Hidden Price of Justice: Fines and Fees in DC’s Criminal Legal System

By Michael Johnson, Jr.

The use of criminal legal fines and fees to fill state and local budgetary gaps has deep roots in a history of anti-Black racism. That history is evident in Washington, DC where the regressive nature of these financial obligations and the high costs of incarceration criminalize, extract wealth, and create collateral consequences that disproportionately impact Black and low-income communities. This report details the harms of fines and fees in DC’s criminal legal system, particularly for those unable to pay, and the perverse incentives created by using fines and fees to fund core government services. The authors use interviews with four formerly incarcerated DC residents to highlight the need for systemic reforms and provide recommendations to mitigate these harms in DC.

Key Findings:

  • In federal BOP facilities, people who do not make payments towards their fines lose privileges such as access to commissary spending, denial of higher pay opportunities for work assignments, and denial of drug treatment and community-based programs.

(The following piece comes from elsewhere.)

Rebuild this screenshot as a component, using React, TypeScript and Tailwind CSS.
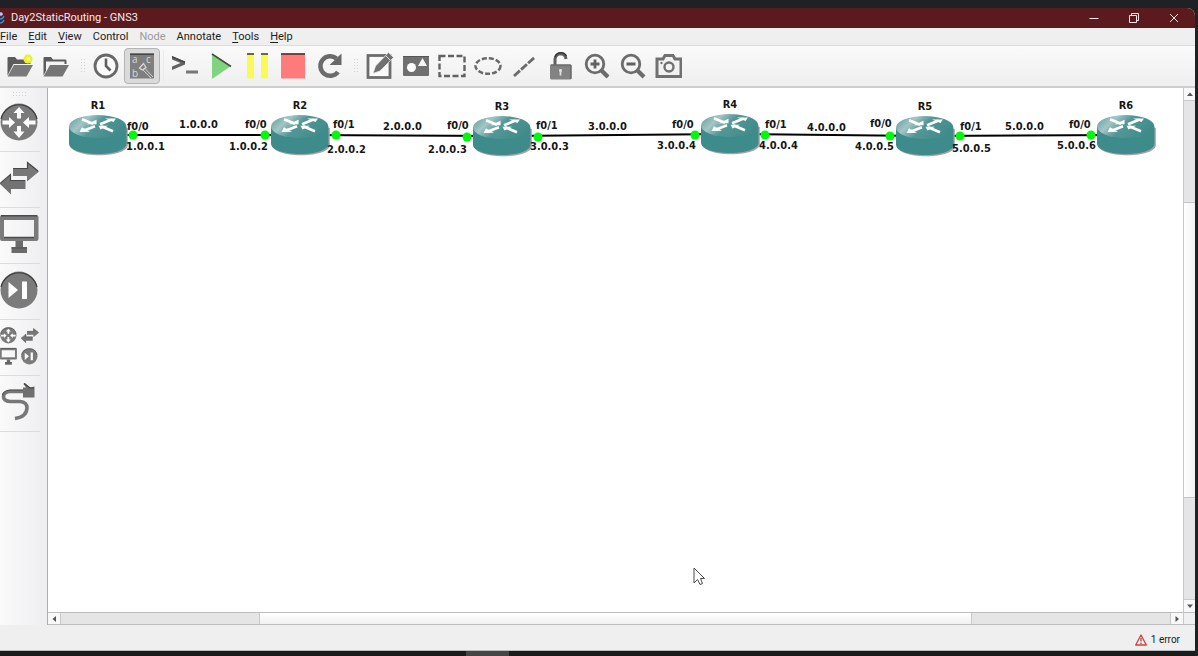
import React from "react";

type Point = { x: number; y: number };
type RouterNode = Point & { name: string };
type Label = Point & { text: string };

const routers: RouterNode[] = [
  { name: "R1", x: 50, y: 47 },
  { name: "R2", x: 252, y: 47 },
  { name: "R3", x: 454, y: 48 },
  { name: "R4", x: 682, y: 46 },
  { name: "R5", x: 877, y: 48 },
  { name: "R6", x: 1078, y: 47 },
];

const ports: Point[] = [
  { x: 85, y: 47 },
  { x: 217, y: 47 },
  { x: 288, y: 47 },
  { x: 419, y: 49 },
  { x: 490, y: 49 },
  { x: 647, y: 47 },
  { x: 717, y: 47 },
  { x: 842, y: 48 },
  { x: 912, y: 48 },
  { x: 1043, y: 47 },
];

const labels: Label[] = [
  { text: "f0/0", x: 79, y: 39 },
  { text: "1.0.0.1", x: 78, y: 59 },
  { text: "1.0.0.0", x: 131, y: 37 },
  { text: "f0/0", x: 197, y: 37 },
  { text: "1.0.0.2", x: 181, y: 59 },
  { text: "f0/1", x: 285, y: 37 },
  { text: "2.0.0.2", x: 279, y: 62 },
  { text: "2.0.0.0", x: 335, y: 39 },
  { text: "f0/0", x: 399, y: 38 },
  { text: "2.0.0.3", x: 380, y: 62 },
  { text: "f0/1", x: 488, y: 38 },
  { text: "3.0.0.3", x: 482, y: 59 },
  { text: "3.0.0.0", x: 540, y: 39 },
  { text: "f0/0", x: 624, y: 37 },
  { text: "3.0.0.4", x: 609, y: 58 },
  { text: "f0/1", x: 717, y: 37 },
  { text: "4.0.0.4", x: 711, y: 58 },
  { text: "4.0.0.0", x: 759, y: 40 },
  { text: "f0/0", x: 822, y: 36 },
  { text: "4.0.0.5", x: 807, y: 59 },
  { text: "f0/1", x: 912, y: 39 },
  { text: "5.0.0.5", x: 904, y: 61 },
  { text: "5.0.0.0", x: 957, y: 39 },
  { text: "f0/0", x: 1021, y: 37 },
  { text: "5.0.0.6", x: 1009, y: 58 },
];

const menus = ["File", "Edit", "View", "Control", "Node", "Annotate", "Tools", "Help"];
const withMnemonic = new Set(["File", "Edit", "View", "Tools", "Help"]);

function Icon({ children }: { children: React.ReactNode }) {
  return (
    <svg viewBox="0 0 28 28" className="size-7 shrink-0" fill="none" aria-hidden="true">
      {children}
    </svg>
  );
}

function ToolButton({ label, pressed, children }: { label: string; pressed?: boolean; children: React.ReactNode }) {
  return (
    <button
      type="button"
      aria-label={label}
      aria-pressed={pressed}
      className={
        pressed
          ? "flex size-9 shrink-0 items-center justify-center rounded border border-[#b4b4b4] bg-[#dadada]"
          : "flex size-9 shrink-0 items-center justify-center"
      }
    >
      <Icon>{children}</Icon>
    </button>
  );
}

function Grip({ className }: { className: string }) {
  return (
    <div className={className}>
      <svg viewBox="0 0 5 16" className="h-4 w-[5px]" aria-hidden="true">
        {[1, 4, 7, 10, 13].map((y) => (
          <g key={y} fill="#d2d2d2">
            <rect x="0" y={y} width="1" height="1" />
            <rect x="3" y={y} width="1" height="1" />
          </g>
        ))}
      </svg>
    </div>
  );
}

function FolderShape() {
  return <path d="M1.500 23.500V6Q1.500 5 2.500 5H9L11 7.500H23.500Q24.500 7.500 24.500 9V12H7.500Z" fill="#5c5c5c" />;
}

function Toolbar() {
  return (
    <div role="toolbar" aria-label="Main" className="flex h-[42px] shrink-0 items-center overflow-hidden border-b-2 border-[#cdcdcf] bg-linear-to-b from-[#fafafa] to-[#efeff0] pl-[2px]">
      <ToolButton label="New blank project">
        <FolderShape />
        <path d="M8 13H27L20.500 24.500H1.500Z" fill="#7a7a7a" />
        <circle cx="22" cy="7" r="4.500" fill="#eef02c" />
        <circle cx="22.500" cy="7" r="1.800" fill="#f9f996" />
      </ToolButton>
      <ToolButton label="Open project">
        <FolderShape />
        <path d="M4 9.500H22.500V14H8L4 20Z" fill="#f4f4f4" />
        <path d="M8 13H27L20.500 24.500H1.500Z" fill="#757575" />
      </ToolButton>
      <Grip className="flex w-[14px] shrink-0 items-center justify-center pl-1" />
      <ToolButton label="Manage snapshots">
        <circle cx="14" cy="14" r="11" fill="#fafafa" stroke="#686868" strokeWidth="2.800" />
        <path d="M14 6.500V14L18.500 18.500" stroke="#606060" strokeWidth="2.600" />
      </ToolButton>
      <ToolButton label="Show interface labels" pressed>
        <rect x="2" y="1.500" width="24" height="25" fill="#7f7f7f" />
        <rect x="2" y="1.500" width="24" height="1.500" fill="#454545" />
        <g fill="#d8d8d8" fontFamily="Open Sans, sans-serif" fontSize="10">
          <text x="4" y="11">a</text>
          <text x="18" y="11">c</text>
          <text x="4" y="25">b</text>
        </g>
        <path d="M11.500 16L15.500 11.500L18 15.500L14.500 18Z" stroke="#d8d8d8" strokeWidth="1.300" />
        <path d="M17 16.500L25 25M15 18L23 26" stroke="#d0d0d0" strokeWidth="1" />
      </ToolButton>
      <div className="mr-[3px] ml-[3px] h-8 w-px shrink-0 bg-[#ebebeb]" />
      <ToolButton label="Console connect to all nodes">
        <path d="M1 4L14 9.500V12.500L1 18V14.500L9.500 11L1 7.500Z" fill="#636363" />
        <path d="M1 4L14 9.500V11L1 5.500Z" fill="#444" />
        <rect x="15" y="18.500" width="12" height="3" fill="#777" />
      </ToolButton>
      <ToolButton label="Start all nodes">
        <path d="M5 2V27L24 14Z" fill="#80d37f" />
        <path d="M5 2L24 14.500" stroke="#41503d" strokeWidth="1.500" />
      </ToolButton>
      <ToolButton label="Suspend all nodes">
        <path d="M4 1.500H11V26.500H4ZM18 1.500H25V26.500H18Z" fill="#fafa56" />
        <path d="M4 2H11M18 2H25" stroke="#3d3b21" strokeWidth="1.500" />
      </ToolButton>
      <ToolButton label="Stop all nodes">
        <rect x="2" y="1.500" width="24" height="25" fill="#fe7b7b" />
        <path d="M2 2H26" stroke="#4d2525" strokeWidth="1.500" />
      </ToolButton>
      <ToolButton label="Reload all nodes">
        <path d="M21.500 6.500A9.800 9.800 0 1 0 23 20" stroke="#6b6b6b" strokeWidth="4.500" />
        <path d="M26.500 1.500V13H14.500Z" fill="#696969" />
      </ToolButton>
      <Grip className="flex w-[15px] shrink-0 items-center justify-center pl-1" />
      <ToolButton label="Add a note">
        <rect x="2" y="3.500" width="22" height="22" fill="#fafafa" stroke="#6d6d6d" strokeWidth="2.800" />
        <path d="M22.500 .500L27.500 5.500L14 19L7 21.500L9.500 14Z" fill="#717171" stroke="#eee" strokeWidth=".8" />
        <path d="M20 4L24 8" stroke="#ddd" strokeWidth="1" />
      </ToolButton>
      <ToolButton label="Insert a picture">
        <rect x="1" y="4" width="26" height="20" rx="1" fill="#707070" />
        <path d="M1 4.500H27" stroke="#555" />
        <circle cx="9.500" cy="15.500" r="4.500" fill="#fff" />
        <path d="M20.500 6L25 14H16Z" fill="#f6f6f6" />
      </ToolButton>
      <ToolButton label="Draw a rectangle">
        <rect x="1.500" y="4" width="25" height="20" stroke="#626262" strokeWidth="2.400" strokeDasharray="6 2.500" />
      </ToolButton>
      <ToolButton label="Draw an ellipse">
        <ellipse cx="14" cy="14" rx="12.500" ry="7.800" stroke="#696969" strokeWidth="2.500" strokeDasharray="5 2" />
      </ToolButton>
      <ToolButton label="Draw a line">
        <path d="M4 24L25 5" stroke="#6b6b6b" strokeWidth="2.800" strokeDasharray="8 1.500" />
      </ToolButton>
      <ToolButton label="Lock all items">
        <path d="M9 14V7Q10 1.800 14.500 1.800Q19.500 2 20 7" stroke="#5f5f5f" strokeWidth="3" />
        <path d="M9 5Q11 .500 15 .700Q19 1 20.500 4" stroke="#333" strokeWidth="1.200" />
        <rect x="4" y="12.500" width="21.500" height="15" rx="1.500" fill="#828282" />
        <path d="M4.500 13H25V27" stroke="#5c5c5c" strokeWidth="1" />
        <path d="M14.500 17V23.500M13 18.500H16" stroke="#dedede" strokeWidth="1.800" />
      </ToolButton>
      <ToolButton label="Zoom in">
        <circle cx="13" cy="12" r="8.800" fill="#f4f4f4" stroke="#6c6c6c" strokeWidth="2.800" />
        <path d="M19.500 18.500L26 25" stroke="#6c6c6c" strokeWidth="4.200" />
        <path d="M8.500 12H17.500M13 7.500V16.500" stroke="#606060" strokeWidth="2.800" />
      </ToolButton>
      <ToolButton label="Zoom out">
        <circle cx="13" cy="12" r="8.800" fill="#f4f4f4" stroke="#6c6c6c" strokeWidth="2.800" />
        <path d="M19.500 18.500L26 25" stroke="#6c6c6c" strokeWidth="4.200" />
        <path d="M8.500 12H17.500" stroke="#606060" strokeWidth="2.800" />
      </ToolButton>
      <ToolButton label="Take a screenshot">
        <path d="M3 24.500V7H9L11 3.500H19L21 7H27V24.500Z" fill="#f2f2f2" stroke="#717171" strokeWidth="3" />
        <circle cx="15" cy="15" r="4.500" stroke="#707070" strokeWidth="2.400" />
        <circle cx="7.500" cy="11" r="1.200" fill="#747474" />
      </ToolButton>
    </div>
  );
}

function RouterGlyph() {
  return (
    <>
      <circle cx="19" cy="19" r="18.500" fill="#7b7b7b" />
      <path d="M1 16A18.500 18.500 0 0 1 37 16" stroke="#3b3b3b" strokeWidth="1.200" fill="none" />
      <path
        d="M19 4L24.500 10H21V15.500H17V10H13.500ZM19 35L24.500 28.500H21V23H17V28.500H13.500ZM2.500 17.500H9V17.500V14L15 19.500L9 25V21.500H2.500ZM35.500 17.500H29V14L23 19.500L29 25V21.500H35.500Z"
        fill="#fff"
      />
    </>
  );
}

function SwitchGlyph() {
  return (
    <>
      <path d="M13 9H27V3L39 12.500L27 22.500V17H13Z" fill="#777" />
      <path d="M0 25L11 15.500V21H25.500V30H11V35.500Z" fill="#737373" />
      <path d="M13 9.500H27.500V3.500L38 12M0 24.500L10.500 15.500V21.500H25" stroke="#484848" strokeWidth="1.200" fill="none" />
    </>
  );
}

function MonitorGlyph() {
  return (
    <>
      <path d="M0 2Q0 0 2 0H36Q38.500 0 38.500 2V24Q38.500 26 36 26H2Q0 26 0 24ZM4 5V22H34V5Z" fill="#7b7b7b" fillRule="evenodd" />
      <path d="M1 .8H37M4 22.500H34" stroke="#4b4b4b" strokeWidth="1.500" />
      <path d="M15.500 26H23V32H27V38H11.500V32H15.500Z" fill="#6b6b6b" />
      <path d="M11.500 33H27" stroke="#505050" />
    </>
  );
}

function SecurityGlyph() {
  return (
    <>
      <circle cx="19" cy="19" r="18.500" fill="#7b7b7b" />
      <path d="M1 16A18.500 18.500 0 0 1 37 16" stroke="#3b3b3b" strokeWidth="1.200" fill="none" />
      <path d="M8.500 11L18 19L8.500 27ZM22 10.500H27V28H22Z" fill="#fff" />
    </>
  );
}

function DeviceButton({ label, children }: { label: string; children: React.ReactNode }) {
  return (
    <button type="button" aria-label={label} className="flex h-14 w-10 shrink-0 items-center border-b border-[#dcdcde] pb-[3px]">
      <svg viewBox="0 0 39 38" className="h-[38px] w-[39px]" fill="none" aria-hidden="true">
        {children}
      </svg>
    </button>
  );
}

function DeviceBar() {
  return (
    <aside aria-label="Devices" className="flex w-[47px] shrink-0 flex-col bg-linear-to-r from-[#fafafb] to-[#eeedef]">
      <svg viewBox="0 0 40 8" className="h-2 w-10 shrink-0" aria-hidden="true">
        {[13, 16, 19, 22, 25].map((x) => (
          <g key={x} fill="#d2d2d2">
            <rect x={x} y="4" width="1" height="1" />
            <rect x={x} y="7" width="1" height="1" />
          </g>
        ))}
      </svg>
      <DeviceButton label="Browse routers">
        <RouterGlyph />
      </DeviceButton>
      <DeviceButton label="Browse switches">
        <SwitchGlyph />
      </DeviceButton>
      <DeviceButton label="Browse end devices">
        <MonitorGlyph />
      </DeviceButton>
      <DeviceButton label="Browse security devices">
        <SecurityGlyph />
      </DeviceButton>
      <DeviceButton label="Browse all devices">
        <g transform="translate(0 0) scale(.44)">
          <RouterGlyph />
        </g>
        <g transform="translate(21 0) scale(.46)">
          <SwitchGlyph />
        </g>
        <g transform="translate(0 21) scale(.44)">
          <MonitorGlyph />
        </g>
        <g transform="translate(21 21) scale(.44)">
          <SecurityGlyph />
        </g>
      </DeviceButton>
      <DeviceButton label="Add a link">
        <path d="M24 8.500H10Q3.500 9 3.500 13.500T10 18.500H20Q27 19 27 25Q26.500 34 15 35.500" stroke="#777" strokeWidth="3.600" />
        <path d="M24 7H9.500Q3 8 2.500 12" stroke="#4d4d4d" strokeWidth="1" />
        <path d="M23 4.500H26L23.500 1L25 0L30 4.500L34.500 3.500V14.500H23Z" fill="#6f6f6f" />
        <path d="M24 .500L30 5H34" stroke="#444" strokeWidth="1.200" />
      </DeviceButton>
    </aside>
  );
}

function RouterSymbol({ x, y }: Point) {
  return (
    <g transform={`translate(${x - 29} ${y - 20})`}>
      <path d="M1 13V30C1 35.500 13 40.200 30 40.200S58.800 36 58.800 30V13Z" fill="#a3a3a8" />
      <path d="M0 12V28.500C0 34.500 12 39 29 39S57.500 34.500 57.500 28.500V12Z" fill="#3d8b8a" />
      <ellipse cx="28.700" cy="11.500" rx="28.700" ry="11.500" fill="url(#routerTop)" />
      <path
        d="M13 4.200L24 8.800M31 9.200L42 4.800M26 11.200L15 15.500M32 11.200L44 16.300"
        stroke="#fff"
        strokeWidth="2.600"
        fill="none"
      />
      <path d="M17.500 9.300H27.500V4.800Z" fill="#fff" />
      <path d="M36 3.500H47L44.500 7Z" fill="#fff" />
      <path d="M13 12.200L10.500 17L21 16.800Z" fill="#fff" />
      <path d="M29.500 10.700H39L31.500 14.500Z" fill="#fff" />
    </g>
  );
}

function Canvas() {
  return (
    <main className="relative min-w-0 flex-1 overflow-hidden bg-white font-['DejaVu_Sans_Condensed','DejaVu_Sans',sans-serif] text-[11px] leading-4 font-bold text-[#161616]">
      <svg className="absolute inset-0 size-full" aria-hidden="true">
        <defs>
          <linearGradient id="routerTop" x1="0" y1=".2" x2="1" y2=".6">
            <stop offset="0" stopColor="#6ba3a3" />
            <stop offset=".25" stopColor="#a3c5c5" />
            <stop offset=".5" stopColor="#529796" />
            <stop offset="1" stopColor="#3f8b8a" />
          </linearGradient>
        </defs>
        {routers.slice(1).map((r, i) => (
          <line key={r.name} x1={routers[i].x} y1={routers[i].y} x2={r.x} y2={r.y} stroke="#000" strokeWidth="2" />
        ))}
        {routers.map((r) => (
          <RouterSymbol key={r.name} x={r.x} y={r.y} />
        ))}
        {ports.map((p) => (
          <circle key={p.x} cx={p.x} cy={p.y} r="4.500" fill="#00f80b" />
        ))}
      </svg>
      {routers.map((r) => (
        <span key={r.name} className="absolute -translate-x-1/2 -translate-y-1/2" style={{ left: r.x, top: r.y - 29 }}>
          {r.name}
        </span>
      ))}
      {labels.map((l) => (
        <span key={`${l.text}-${l.x}`} className="absolute -translate-y-1/2 whitespace-nowrap" style={{ left: l.x, top: l.y }}>
          {l.text}
        </span>
      ))}
      <svg viewBox="0 0 12 19" className="absolute top-[479px] left-[645px] h-[19px] w-3" aria-hidden="true">
        <path d="M1 1V16L4.500 12.500L7 17.500L9.500 16.500L7.500 11.500H11.500Z" fill="#fff" stroke="#4c4c4c" strokeWidth="1" />
      </svg>
    </main>
  );
}

function ArrowButton({ label, d, className }: { label: string; d: string; className: string }) {
  return (
    <button type="button" aria-label={label} className={className}>
      <svg viewBox="0 0 8 8" className="size-2" aria-hidden="true">
        <path d={d} fill="#555" />
      </svg>
    </button>
  );
}

function VerticalScrollbar() {
  return (
    <div className="flex w-3 shrink-0 flex-col border-l border-[#c9c9c9] bg-[#e5e5e5]">
      <ArrowButton label="Scroll up" d="M1 6L4 2.500L7 6Z" className="flex h-[13px] shrink-0 items-center justify-center border-b border-[#c9c9c9] bg-[#f8f8f8]" />
      <div className="flex-[101]" />
      <div className="flex-[296] border-y border-[#c4c4c4] bg-linear-to-r from-white to-[#f1f1f1]" />
      <div className="flex-[101]" />
      <ArrowButton label="Scroll down" d="M1 2.500L4 6L7 2.500Z" className="flex h-[13px] shrink-0 items-center justify-center border-t border-[#c9c9c9] bg-[#f8f8f8]" />
    </div>
  );
}

function HorizontalScrollbar() {
  return (
    <div className="flex h-[13px] shrink-0 border-y border-[#bebebe] bg-[#e5e5e5]">
      <ArrowButton label="Scroll left" d="M6 1L2.500 4L6 7Z" className="flex w-[13px] shrink-0 items-center justify-center border-r border-[#c9c9c9] bg-[#f8f8f8]" />
      <div className="flex-[198]" />
      <div className="flex-[713] border-x border-[#c9c9c9] bg-linear-to-b from-white to-[#f1f1f1]" />
      <div className="flex-[198]" />
      <ArrowButton label="Scroll right" d="M2.500 1L6 4L2.500 7Z" className="flex w-[13px] shrink-0 items-center justify-center border-l border-[#c9c9c9] bg-[#f8f8f8]" />
      <div className="w-3 shrink-0 border-l border-[#c9c9c9] bg-[#f0f0f0]" />
    </div>
  );
}

function TitleBar() {
  return (
    <header className="flex h-5 shrink-0 items-center bg-[#5b1b1e] text-[#f4e9e9]">
      <svg viewBox="0 0 5 14" className="h-[14px] w-[5px] shrink-0" aria-hidden="true">
        <path d="M0 1Q4 2 4 5V10Q3 13 0 13Z" fill="#30304f" />
        <circle cx="1" cy="3" r="1.800" fill="#d0bff0" />
        <path d="M0 8Q3 8 4 5M0 12Q3 12 4 9" stroke="#4c91c8" strokeWidth="1.200" fill="none" />
      </svg>
      <h1 className="pl-[6px] text-[11px] leading-5 font-normal">Day2StaticRouting - GNS3</h1>
      <div className="ml-auto flex h-5 pr-px">
        <button type="button" aria-label="Minimize" className="flex w-10 items-center justify-center">
          <svg viewBox="0 0 10 10" className="size-[10px]" stroke="currentColor" fill="none">
            <path d="M.500 5.500H9.500" />
          </svg>
        </button>
        <button type="button" aria-label="Restore" className="flex w-10 items-center justify-center">
          <svg viewBox="0 0 10 10" className="size-[10px]" stroke="currentColor" fill="none">
            <path d="M.500 2.500H7.500V9.500H.500ZM2.500 2.500V.500H9.500V7.500H7.500" />
          </svg>
        </button>
        <button type="button" aria-label="Close" className="flex w-10 items-center justify-center">
          <svg viewBox="0 0 10 10" className="size-[10px]" stroke="currentColor" fill="none">
            <path d="M1 1L9 9M9 1L1 9" />
          </svg>
        </button>
      </div>
    </header>
  );
}

export default function App() {
  return (
    <div className="flex h-screen flex-col bg-[#202124] pt-2 pr-[3px] font-['Roboto','Open_Sans',sans-serif] text-[11px]">
      <div className="flex min-h-0 flex-1 flex-col overflow-hidden rounded-tr-lg bg-[#efefef]">
        <TitleBar />
        <nav aria-label="Menu" className="flex h-[18px] shrink-0 items-center gap-[11px] border-b border-[#dcdcdc] bg-[#efefef] pt-px leading-4 text-[#1c1c1c]">
          {menus.map((m) => (
            <button key={m} type="button" disabled={m === "Node"} className="disabled:text-[#9b9b9b]">
              {withMnemonic.has(m) ? (
                <>
                  <span className="underline underline-offset-2">{m[0]}</span>
                  {m.slice(1)}
                </>
              ) : (
                m
              )}
            </button>
          ))}
        </nav>
        <Toolbar />
        <div className="flex min-h-0 flex-1">
          <DeviceBar />
          <div className="flex min-w-0 flex-1 flex-col border-l border-[#adadad]">
            <div className="flex min-h-0 flex-1">
              <Canvas />
              <VerticalScrollbar />
            </div>
            <HorizontalScrollbar />
          </div>
        </div>
        <footer className="flex h-[26px] shrink-0 items-center justify-end gap-1 border-b border-[#bdbdbd] bg-[#efefef] pt-1 pr-[15px] text-[10px] text-[#222]">
          <svg viewBox="0 0 12 12" className="size-3" fill="none" aria-hidden="true">
            <path d="M6 1L11.300 11H.700Z" fill="#fff3f2" stroke="#d63c3c" strokeWidth="1.300" strokeLinejoin="round" />
            <path d="M6 4V7.500M6 8.500V10" stroke="#555" strokeWidth="1.200" />
          </svg>
          <span>1 error</span>
        </footer>
      </div>
      <div className="flex h-[5px] shrink-0 bg-[#1b1b1c]">
        <div className="ml-[39%] h-full w-[43px] bg-[#454545]" />
      </div>
    </div>
  );
}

  • D.C residents can be incarcerated for up to a year for unpaid court financial obligations.

  • The DOC and BOP require anyone with outstanding financial obligations to pay their debt in full as a condition of release, and failure to do so can result in re-incarceration.

  • Revenue from Mayor Bowser’s addition of 342 traffic cameras in 2023 is expected to double between fiscal years 2024 and 2025.

  • Criminal fines range from $100 for minor offenses to $125,000 for offenses punishable by 30 years or more.

  • Workers in local DOC facilities earn up to $.50 per hour; a 15-minute phone call is more than double the hourly earnings for someone incarcerated in local DOC facilities.

  • DOC charges a 9 percent surcharge on all commissary goods — on average, generating over $2 million annually between 2018 and 2023. 

  • The work release program in DC requires incarcerated workers to pay fees on their wages, effectively functioning as a 20 percent income tax.

Recommendations:

  • Improve transparency by investing in data systems that can collect, coordinate, and report on criminal fines and fees.

  • Eliminate incarceration and supervision-related fees.

  • Provide economic support for those with criminal legal involvement and their families.

Washington, DC: The DC Fiscal Policy Institute, 2024. 33p.